Stored data:
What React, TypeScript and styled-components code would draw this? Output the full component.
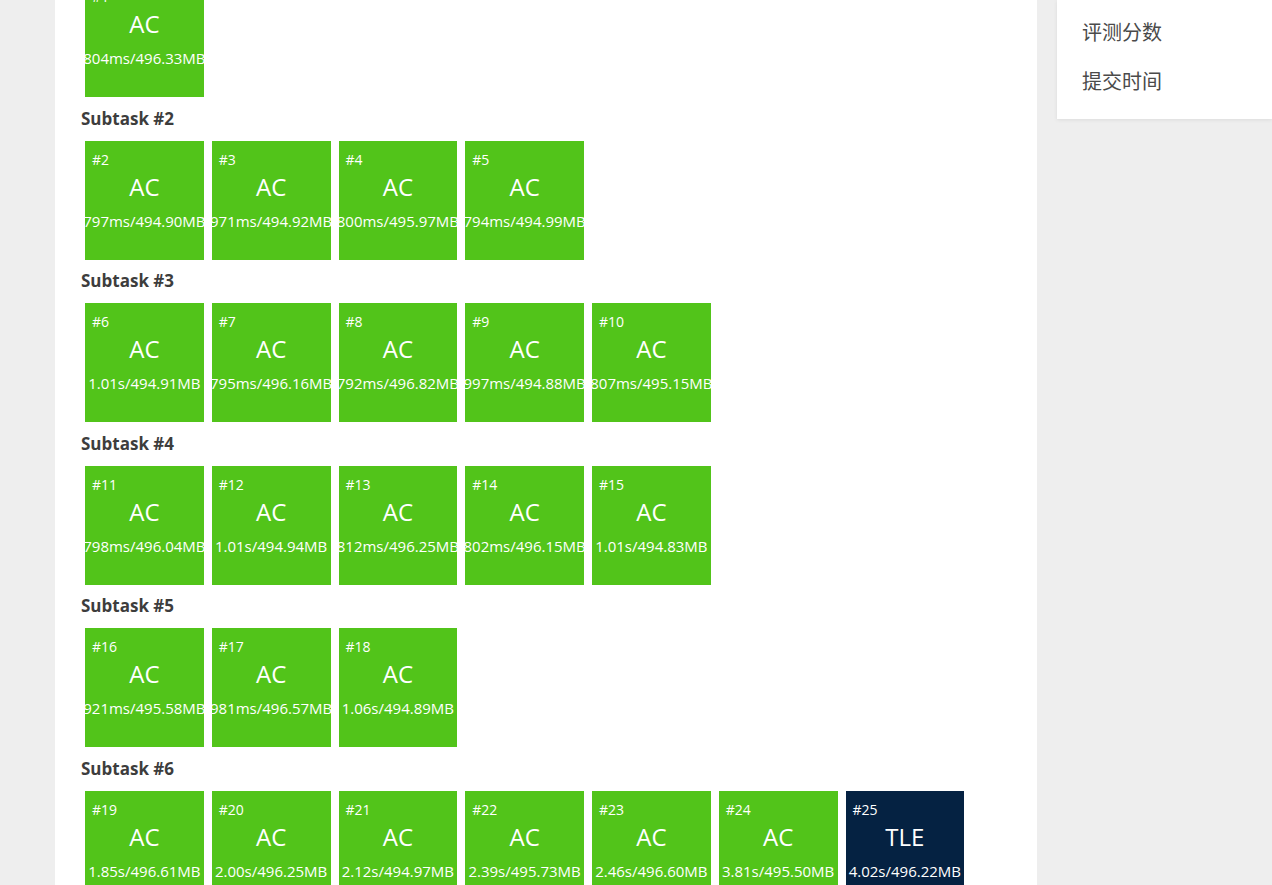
import React from "react";
import styled, { createGlobalStyle } from "styled-components";

const Global = createGlobalStyle`
  html, body { margin: 0; padding: 0; background: #eeeeee; overflow: hidden; }
  body { font-family: "Open Sans", "Noto Sans CJK SC", sans-serif; }
`;

const Page = styled.div`
  display: flex;
  align-items: flex-start;
  gap: 20px;
  padding-left: 55px;
  height: 885px;
  overflow: hidden;
`;

const MainCard = styled.main`
  width: 956px;
  flex: none;
  background: #ffffff;
  margin-top: -80px;
  padding: 18.5px 0 40px 26px;
`;

const Side = styled.aside`
  flex: 1;
  background: #ffffff;
  padding: 7px 0 14px 26px;
  box-shadow: 0 1px 4px rgba(0, 0, 0, 0.08);
`;

const SideItem = styled.div`
  font-family: "Noto Sans CJK SC", sans-serif;
  font-size: 20px;
  line-height: 49px;
  color: #4a4a4a;
  margin-left: -1px;
`;

const Label = styled.div`
  font-size: 17px;
  font-weight: 700;
  line-height: 22px;
  color: #3d3d3d;
  margin: 6.5px 0 7.25px 0;
`;

const Row = styled.div`
  display: flex;
  flex-wrap: wrap;
`;

const Box = styled.div<{ $status: string }>`
  width: 118.75px;
  height: 118.75px;
  margin: 4px;
  background: ${(p) => (p.$status === "AC" ? "#52c41a" : "#052242")};
  color: #ffffff;
  display: flex;
  flex-direction: column;
  padding-top: 10px;
  box-sizing: border-box;
  overflow: hidden;
`;

const Num = styled.div`
  font-size: 14px;
  line-height: 18px;
  padding-left: 7px;
`;

const Verdict = styled.div`
  font-size: 24px;
  line-height: 36px;
  text-align: center;
`;

const Stat = styled.div`
  display: flex;
  justify-content: center;
  font-size: 15px;
  line-height: 20px;
  margin-top: 6px;
  white-space: nowrap;
`;

type Case = { id: number; s: string; t: string };

const groups: Case[][] = [
  [{ id: 1, s: "AC", t: "804ms/496.33MB" }],
  [
    { id: 2, s: "AC", t: "797ms/494.90MB" },
    { id: 3, s: "AC", t: "971ms/494.92MB" },
    { id: 4, s: "AC", t: "800ms/495.97MB" },
    { id: 5, s: "AC", t: "794ms/494.99MB" },
  ],
  [
    { id: 6, s: "AC", t: "1.01s/494.91MB" },
    { id: 7, s: "AC", t: "795ms/496.16MB" },
    { id: 8, s: "AC", t: "792ms/496.82MB" },
    { id: 9, s: "AC", t: "997ms/494.88MB" },
    { id: 10, s: "AC", t: "807ms/495.15MB" },
  ],
  [
    { id: 11, s: "AC", t: "798ms/496.04MB" },
    { id: 12, s: "AC", t: "1.01s/494.94MB" },
    { id: 13, s: "AC", t: "812ms/496.25MB" },
    { id: 14, s: "AC", t: "802ms/496.15MB" },
    { id: 15, s: "AC", t: "1.01s/494.83MB" },
  ],
  [
    { id: 16, s: "AC", t: "921ms/495.58MB" },
    { id: 17, s: "AC", t: "981ms/496.57MB" },
    { id: 18, s: "AC", t: "1.06s/494.89MB" },
  ],
  [
    { id: 19, s: "AC", t: "1.85s/496.61MB" },
    { id: 20, s: "AC", t: "2.00s/496.25MB" },
    { id: 21, s: "AC", t: "2.12s/494.97MB" },
    { id: 22, s: "AC", t: "2.39s/495.73MB" },
    { id: 23, s: "AC", t: "2.46s/496.60MB" },
    { id: 24, s: "AC", t: "3.81s/495.50MB" },
    { id: 25, s: "TLE", t: "4.02s/496.22MB" },
  ],
];

export default function App() {
  return (
    <>
      <Global />
      <Page>
        <MainCard>
          {groups.map((g, i) => (
            <section key={i}>
              <Label>Subtask #{i + 1}</Label>
              <Row>
                {g.map((c) => (
                  <Box key={c.id} $status={c.s}>
                    <Num>#{c.id}</Num>
                    <Verdict>{c.s}</Verdict>
                    <Stat>
                      <span>{c.t}</span>
                    </Stat>
                  </Box>
                ))}
              </Row>
            </section>
          ))}
        </MainCard>
        <Side>
          <SideItem>评测分数</SideItem>
          <SideItem>提交时间</SideItem>
        </Side>
      </Page>
    </>
  );
}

Instruction: Do not include the images; transcribe the rest of the listing exactly.

Exercise output:
What React, TypeScript and styled-components code would draw this? Output the full component.
import React from "react";
import styled, { createGlobalStyle } from "styled-components";

const Global = createGlobalStyle`
  html, body { margin: 0; padding: 0; background: #eeeeee; overflow: hidden; }
  body { font-family: "Open Sans", "Noto Sans CJK SC", sans-serif; }
`;

const Page = styled.div`
  display: flex;
  align-items: flex-start;
  gap: 20px;
  padding-left: 55px;
  height: 885px;
  overflow: hidden;
`;

const MainCard = styled.main`
  width: 956px;
  flex: none;
  background: #ffffff;
  margin-top: -80px;
  padding: 18.5px 0 40px 26px;
`;

const Side = styled.aside`
  flex: 1;
  background: #ffffff;
  padding: 7px 0 14px 26px;
  box-shadow: 0 1px 4px rgba(0, 0, 0, 0.08);
`;

const SideItem = styled.div`
  font-family: "Noto Sans CJK SC", sans-serif;
  font-size: 20px;
  line-height: 49px;
  color: #4a4a4a;
  margin-left: -1px;
`;

const Label = styled.div`
  font-size: 17px;
  font-weight: 700;
  line-height: 22px;
  color: #3d3d3d;
  margin: 6.5px 0 7.25px 0;
`;

const Row = styled.div`
  display: flex;
  flex-wrap: wrap;
`;

const Box = styled.div<{ $status: string }>`
  width: 118.75px;
  height: 118.75px;
  margin: 4px;
  background: ${(p) => (p.$status === "AC" ? "#52c41a" : "#052242")};
  color: #ffffff;
  display: flex;
  flex-direction: column;
  padding-top: 10px;
  box-sizing: border-box;
  overflow: hidden;
`;

const Num = styled.div`
  font-size: 14px;
  line-height: 18px;
  padding-left: 7px;
`;

const Verdict = styled.div`
  font-size: 24px;
  line-height: 36px;
  text-align: center;
`;

const Stat = styled.div`
  display: flex;
  justify-content: center;
  font-size: 15px;
  line-height: 20px;
  margin-top: 6px;
  white-space: nowrap;
`;

type Case = { id: number; s: string; t: string };

const groups: Case[][] = [
  [{ id: 1, s: "AC", t: "804ms/496.33MB" }],
  [
    { id: 2, s: "AC", t: "797ms/494.90MB" },
    { id: 3, s: "AC", t: "971ms/494.92MB" },
    { id: 4, s: "AC", t: "800ms/495.97MB" },
    { id: 5, s: "AC", t: "794ms/494.99MB" },
  ],
  [
    { id: 6, s: "AC", t: "1.01s/494.91MB" },
    { id: 7, s: "AC", t: "795ms/496.16MB" },
    { id: 8, s: "AC", t: "792ms/496.82MB" },
    { id: 9, s: "AC", t: "997ms/494.88MB" },
    { id: 10, s: "AC", t: "807ms/495.15MB" },
  ],
  [
    { id: 11, s: "AC", t: "798ms/496.04MB" },
    { id: 12, s: "AC", t: "1.01s/494.94MB" },
    { id: 13, s: "AC", t: "812ms/496.25MB" },
    { id: 14, s: "AC", t: "802ms/496.15MB" },
    { id: 15, s: "AC", t: "1.01s/494.83MB" },
  ],
  [
    { id: 16, s: "AC", t: "921ms/495.58MB" },
    { id: 17, s: "AC", t: "981ms/496.57MB" },
    { id: 18, s: "AC", t: "1.06s/494.89MB" },
  ],
  [
    { id: 19, s: "AC", t: "1.85s/496.61MB" },
    { id: 20, s: "AC", t: "2.00s/496.25MB" },
    { id: 21, s: "AC", t: "2.12s/494.97MB" },
    { id: 22, s: "AC", t: "2.39s/495.73MB" },
    { id: 23, s: "AC", t: "2.46s/496.60MB" },
    { id: 24, s: "AC", t: "3.81s/495.50MB" },
    { id: 25, s: "TLE", t: "4.02s/496.22MB" },
  ],
];

export default function App() {
  return (
    <>
      <Global />
      <Page>
        <MainCard>
          {groups.map((g, i) => (
            <section key={i}>
              <Label>Subtask #{i + 1}</Label>
              <Row>
                {g.map((c) => (
                  <Box key={c.id} $status={c.s}>
                    <Num>#{c.id}</Num>
                    <Verdict>{c.s}</Verdict>
                    <Stat>
                      <span>{c.t}</span>
                    </Stat>
                  </Box>
                ))}
              </Row>
            </section>
          ))}
        </MainCard>
        <Side>
          <SideItem>评测分数</SideItem>
          <SideItem>提交时间</SideItem>
        </Side>
      </Page>
    </>
  );
}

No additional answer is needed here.